Given instruction >>
From the listing below, pull out the lines that hold "index".

Information provided >>
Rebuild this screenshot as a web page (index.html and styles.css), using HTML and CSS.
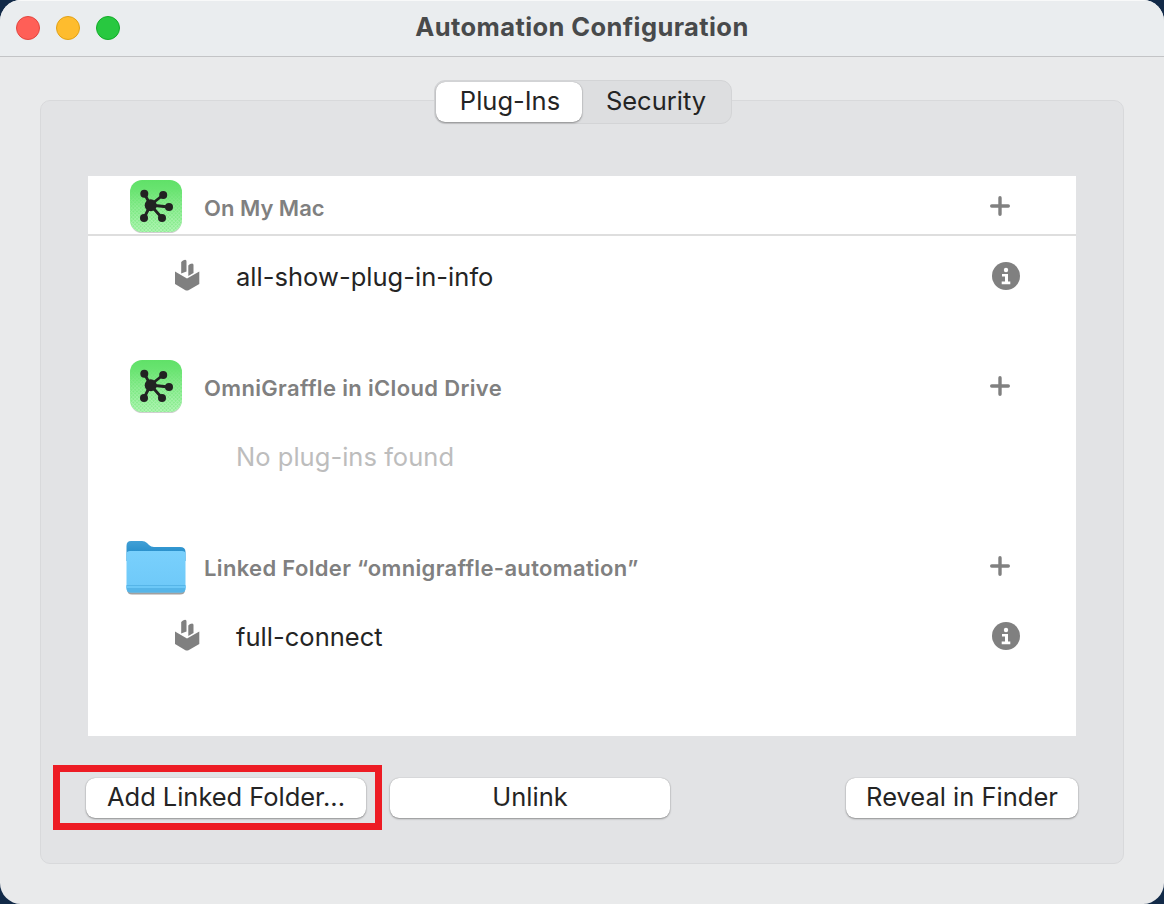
FILE: index.html
```html
<!DOCTYPE html>
<html lang="en">
<head>
<meta charset="utf-8">
<title>Automation Configuration</title>
<link rel="stylesheet" href="styles.css">
</head>
<body>
<svg class="defs" width="0" height="0" aria-hidden="true">
  <defs>
    <linearGradient id="green" x1="0" y1="0" x2="0" y2="1"><stop offset="0" stop-color="#60e168"/><stop offset="1" stop-color="#90ee96"/></linearGradient>
    <linearGradient id="fade" x1="0" y1="0" x2="0" y2="1"><stop offset=".2" stop-color="#fff" stop-opacity="0"/><stop offset="1" stop-color="#fff"/></linearGradient>
    <linearGradient id="blue" x1="0" y1="0" x2="0" y2="1"><stop offset="0" stop-color="#79d0fc"/><stop offset="1" stop-color="#6dc8f8"/></linearGradient>
    <linearGradient id="tab" x1="0" y1="0" x2="0" y2="1"><stop offset="0" stop-color="#41a0d6"/><stop offset="1" stop-color="#1683c4"/></linearGradient>
    <pattern id="mesh" width="2.600" height="2.600" patternUnits="userSpaceOnUse" patternTransform="rotate(45)"><path d="M0 .5H3M.5 0V3" stroke="#c4f9c6" stroke-width=".8"/></pattern>
    <mask id="meshMask"><rect width="60" height="60" fill="url(#fade)"/></mask>
    <symbol id="app" viewBox="0 0 60 60">
      <rect x="4.500" y="5" width="51" height="52" rx="11.500" fill="#bbb" opacity=".7"/>
      <rect x="4" y="4" width="52" height="52" rx="12" fill="url(#green)"/>
      <rect x="4" y="4" width="52" height="52" rx="12" fill="url(#mesh)" mask="url(#meshMask)" opacity=".8"/>
      <g stroke="#222" stroke-width="2.800"><path d="M24.500 29L18.500 18M24.500 29L37 19M24.500 29L42.500 31M24.500 29L18 42M24.500 29L36 42"/></g>
      <g fill="#222"><circle cx="24.700" cy="29.300" r="6"/><circle cx="18.300" cy="17.800" r="4"/><circle cx="37.200" cy="19" r="4"/><circle cx="43" cy="31" r="4"/><circle cx="18" cy="42" r="4"/><circle cx="36" cy="42" r="4"/></g>
    </symbol>
    <symbol id="folder" viewBox="0 0 64 60">
      <path d="M3 10V53Q3 58.500 8 58.500H56Q61 58.500 61 54V16Z" fill="#777" opacity=".7"/>
      <path d="M2.500 10Q2.500 5 7 5H18Q21 5 23 7L25 9Q27 11 30 11H56Q61.500 11 61.500 16V25H2.500Z" fill="url(#tab)"/>
      <path d="M2.500 18Q2.500 15 6 15H58Q61.500 15 61.500 18V52Q61.500 56.500 57 56.500H7Q2.500 56.500 2.500 52Z" fill="url(#blue)"/>
      <path d="M2.500 49H61.500V52Q61.500 56.500 57 56.500H7Q2.500 56.500 2.500 52Z" fill="#56b5e8"/>
      <path d="M2.500 51H61.500" stroke="#6cc8f7" stroke-width="1.800"/>
    </symbol>
    <symbol id="plugin" viewBox="0 0 26 32">
      <path d="M1 12.500L13 19.500 25.300 12.500V25L14.500 31.200Q12.700 32 11 31L1 25Z" fill="#808080"/>
      <path d="M7.200 3L9 1.500Q12.500 -.3 12.500 2.500V12.500L7.200 14.500Z" fill="#808080"/>
      <path d="M14.300 6.500L16 5Q19.500 3.500 19.500 6V14L14.300 17Z" fill="#808080"/>
    </symbol>
    <symbol id="plus" viewBox="0 0 20 20"><path d="M10 1.700V18.300M1.700 10H18.300" stroke="#808080" stroke-width="3.400" stroke-linecap="round"/></symbol>
    <symbol id="info" viewBox="0 0 28 28">
      <circle cx="14" cy="14" r="14" fill="#808080"/><circle cx="14" cy="8" r="2.200" fill="#fff"/>
      <path d="M10 12H16V19.500H18.300V22.200H9.700V19.500H13V14.600H10Z" fill="#fff"/>
    </symbol>
  </defs>
</svg>
<div class="window">
  <header class="titlebar">
    <div class="lights"><i class="light red"></i><i class="light yellow"></i><i class="light green"></i></div>
    <h1 class="title">Automation Configuration</h1>
  </header>
  <main class="content">
    <nav class="tabs">
      <button class="tab active">Plug-Ins</button>
      <button class="tab">Security</button>
    </nav>
    <section class="panel">
      <div class="list">
        <div class="group">
          <div class="head first"><svg class="app"><use href="#app"/></svg><span class="name short">On My Mac</span><svg class="plus"><use href="#plus"/></svg></div>
          <div class="item"><svg class="plugin"><use href="#plugin"/></svg><span class="label">all-show-plug-in-info</span><svg class="info"><use href="#info"/></svg></div>
        </div>
        <div class="group">
          <div class="head"><svg class="app"><use href="#app"/></svg><span class="name">OmniGraffle in iCloud Drive</span><svg class="plus"><use href="#plus"/></svg></div>
          <div class="item empty"><span class="label">No plug-ins found</span></div>
        </div>
        <div class="group">
          <div class="head"><svg class="folder"><use href="#folder"/></svg><span class="name">Linked Folder “omnigraffle-automation”</span><svg class="plus"><use href="#plus"/></svg></div>
          <div class="item"><svg class="plugin"><use href="#plugin"/></svg><span class="label">full-connect</span><svg class="info"><use href="#info"/></svg></div>
        </div>
      </div>
      <footer class="actions">
        <div class="highlight"><button class="btn add">Add Linked Folder...</button></div>
        <button class="btn unlink">Unlink</button>
        <button class="btn reveal">Reveal in Finder</button>
      </footer>
    </section>
  </main>
</div>
</body>
</html>
```
FILE: styles.css
```css
* { box-sizing: border-box; }
html, body { margin: 0; background: #122a48; }
body { font-family: Inter, "Liberation Sans", sans-serif; font-size: 25.5px; color: #242424; width: 1164px; height: 904px; overflow: hidden; }
.defs { position: absolute; }
svg { flex: none; display: block; }
span { white-space: nowrap; }
.window { height: 904px; border-radius: 21px; background: #e9eaeb; overflow: hidden; }
.titlebar { height: 57px; display: grid; grid-template-columns: 200px 1fr 200px; align-items: center; background: #eaedef; border-top: 1px solid #f8f9f9; border-bottom: 1px solid #c3c4c6; }
.lights { display: flex; gap: 16px; padding: 0 0 1px 16px; }
.light { width: 24px; height: 24px; border-radius: 50%; border: 1px solid; }
.red { background: #ff5f57; border-color: #e2463f; }
.yellow { background: #febc2e; border-color: #e1a116; }
.green { background: #28c840; border-color: #12ac28; }
.title { margin: 0; font-size: 25.5px; line-height: 32px; font-weight: 700; letter-spacing: .4px; color: #484a4b; text-align: center; padding-bottom: 3px; }
.content { padding: 23px 40px 40px; display: flex; flex-direction: column; }
.tabs { align-self: center; margin-left: 2px; width: 298px; height: 44px; padding: 1px; display: flex; background: #dddee0; border: 1px solid #d3d4d6; border-radius: 11px; z-index: 1; }
.tab { flex: 1; padding: 0 0 4px; font: inherit; color: inherit; background: none; border: 0; border-radius: 9px; }
.tab.active { flex: 0 0 146px; padding-left: 2px; background: #fff; box-shadow: 0 1px 2px rgba(0,0,0,.35), 0 0 1px rgba(0,0,0,.3); }
.panel { margin-top: -24px; height: 764px; padding: 75px 45px 33px 47px; border: 1px solid #d8d9db; border-radius: 10px; background: #e2e3e5; }
.list { width: 988px; height: 560px; background: #fff; }
.group { height: 180px; }
.head, .item { display: flex; align-items: center; }
.head { height: 60px; padding: 0 66px 0 38px; }
.first { border-bottom: 2px solid #dedede; }
.first .app, .first .plus { margin-top: 2px; }
.app { width: 60px; height: 60px; }
.folder { width: 64px; height: 60px; margin-left: -2px; }
.name { margin-left: 18px; padding-top: 4px; font-size: 22px; font-weight: 600; letter-spacing: .34px; color: #808080; }
.name.short { padding-top: 6px; letter-spacing: 0; }
.folder + .name { margin-left: 16px; }
.plus { width: 20px; height: 20px; margin-left: auto; }
.item { height: 80px; padding: 0 56px 0 86px; }
.plugin { width: 26px; height: 32px; margin: -2px 36px 0 0; }
.info { width: 28px; height: 28px; margin-left: auto; }
.empty { padding-left: 148px; color: #bdbdbd; }
.label { padding-top: 1px; letter-spacing: .03px; }
.actions { display: flex; align-items: center; height: 65px; margin: 29px 0 0 -35px; }
.highlight { width: 329px; height: 65px; border: 7px solid #ed1c24; display: flex; padding: 6px 0 0 26px; }
.btn { height: 40px; padding: 0 0 3px; font: inherit; color: inherit; background: #fff; border: 0; border-radius: 9px; box-shadow: 0 1px 2px rgba(0,0,0,.35), 0 0 1px rgba(0,0,0,.3); }
.add { width: 280px; letter-spacing: -.04px; }
.unlink { width: 280px; margin-left: 8px; }
.reveal { width: 232px; margin-left: auto; }
```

Solution to the exercise >>
Rebuild this screenshot as a web page (index.html and styles.css), using HTML and CSS.
FILE: index.html
.tabs { align-self: center; margin-left: 2px; width: 298px; height: 44px; padding: 1px; display: flex; background: #dddee0; border: 1px solid #d3d4d6; border-radius: 11px; z-index: 1; }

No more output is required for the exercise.